Exercise goal: Below is a listing to write out in full, exactly as given, without its pictures.

══ Stored data ══

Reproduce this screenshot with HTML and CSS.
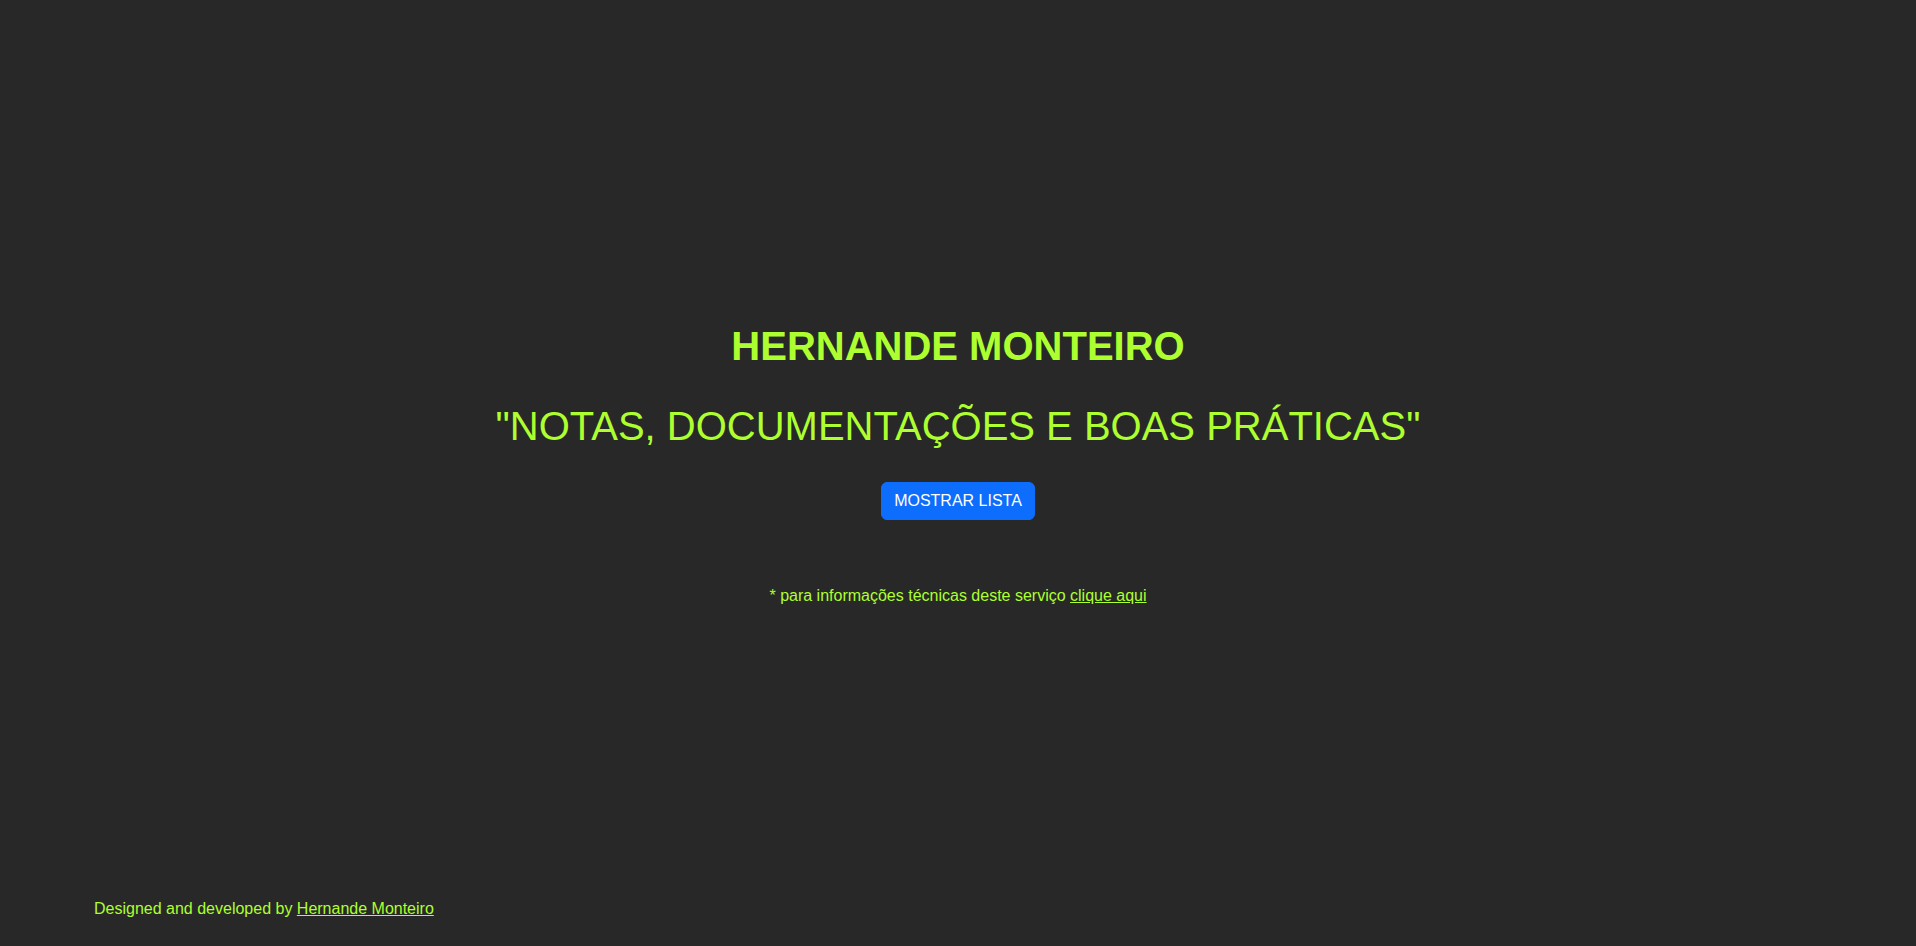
FILE: index.html
```html
<!DOCTYPE html>
<html lang="pt">
<head>
<meta charset="utf-8">
<title>Hernande Monteiro</title>
<link rel="stylesheet" href="styles.css">
</head>
<body>
<div class="page">
  <main class="hero">
    <h1 class="title">HERNANDE MONTEIRO</h1>
    <h2 class="subtitle">"NOTAS, DOCUMENTAÇÕES E BOAS PRÁTICAS"</h2>
    <button class="btn" type="button">MOSTRAR LISTA</button>
    <p class="note">* para informações técnicas deste serviço <a href="#">clique aqui</a></p>
  </main>
  <footer class="footer">
    <p>Designed and developed by <a href="#">Hernande Monteiro</a></p>
  </footer>
</div>
</body>
</html>
```
FILE: styles.css
```css
html, body {
  margin: 0;
  padding: 0;
}
body {
  background: #282828;
  color: #adff2f;
  font-family: "Liberation Sans", Arial, sans-serif;
  font-size: 16px;
  line-height: 1.5;
}
.page {
  min-height: 100vh;
  display: flex;
  flex-direction: column;
}
.hero {
  display: flex;
  flex-direction: column;
  align-items: center;
  padding-top: 323px;
}
.title {
  margin: 0;
  font-size: 40px;
  font-weight: 700;
  line-height: 46px;
}
.subtitle {
  margin: 34px 0 0;
  font-size: 40px;
  font-weight: 400;
  line-height: 46px;
}
.btn {
  margin-top: 33px;
  background: #0d6efd;
  color: #fff;
  border: 1px solid #0d6efd;
  border-radius: 6px;
  padding: 6px 12px;
  font-family: "Liberation Sans", Arial, sans-serif;
  font-size: 16px;
  line-height: 24px;
  cursor: pointer;
}
.note {
  margin: 64px 0 0;
  font-size: 16px;
  line-height: 24px;
}
a {
  color: #adff2f;
  text-decoration: underline;
}
.footer {
  margin-top: auto;
  padding: 0 94px 25px;
}
.footer p {
  margin: 0;
  line-height: 24px;
}
```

═══

The completed task:
Reproduce this screenshot with HTML and CSS.
FILE: index.html
```html
<!DOCTYPE html>
<html lang="pt">
<head>
<meta charset="utf-8">
<title>Hernande Monteiro</title>
<link rel="stylesheet" href="styles.css">
</head>
<body>
<div class="page">
  <main class="hero">
    <h1 class="title">HERNANDE MONTEIRO</h1>
    <h2 class="subtitle">"NOTAS, DOCUMENTAÇÕES E BOAS PRÁTICAS"</h2>
    <button class="btn" type="button">MOSTRAR LISTA</button>
    <p class="note">* para informações técnicas deste serviço <a href="#">clique aqui</a></p>
  </main>
  <footer class="footer">
    <p>Designed and developed by <a href="#">Hernande Monteiro</a></p>
  </footer>
</div>
</body>
</html>
```
FILE: styles.css
```css
html, body {
  margin: 0;
  padding: 0;
}
body {
  background: #282828;
  color: #adff2f;
  font-family: "Liberation Sans", Arial, sans-serif;
  font-size: 16px;
  line-height: 1.5;
}
.page {
  min-height: 100vh;
  display: flex;
  flex-direction: column;
}
.hero {
  display: flex;
  flex-direction: column;
  align-items: center;
  padding-top: 323px;
}
.title {
  margin: 0;
  font-size: 40px;
  font-weight: 700;
  line-height: 46px;
}
.subtitle {
  margin: 34px 0 0;
  font-size: 40px;
  font-weight: 400;
  line-height: 46px;
}
.btn {
  margin-top: 33px;
  background: #0d6efd;
  color: #fff;
  border: 1px solid #0d6efd;
  border-radius: 6px;
  padding: 6px 12px;
  font-family: "Liberation Sans", Arial, sans-serif;
  font-size: 16px;
  line-height: 24px;
  cursor: pointer;
}
.note {
  margin: 64px 0 0;
  font-size: 16px;
  line-height: 24px;
}
a {
  color: #adff2f;
  text-decoration: underline;
}
.footer {
  margin-top: auto;
  padding: 0 94px 25px;
}
.footer p {
  margin: 0;
  line-height: 24px;
}
```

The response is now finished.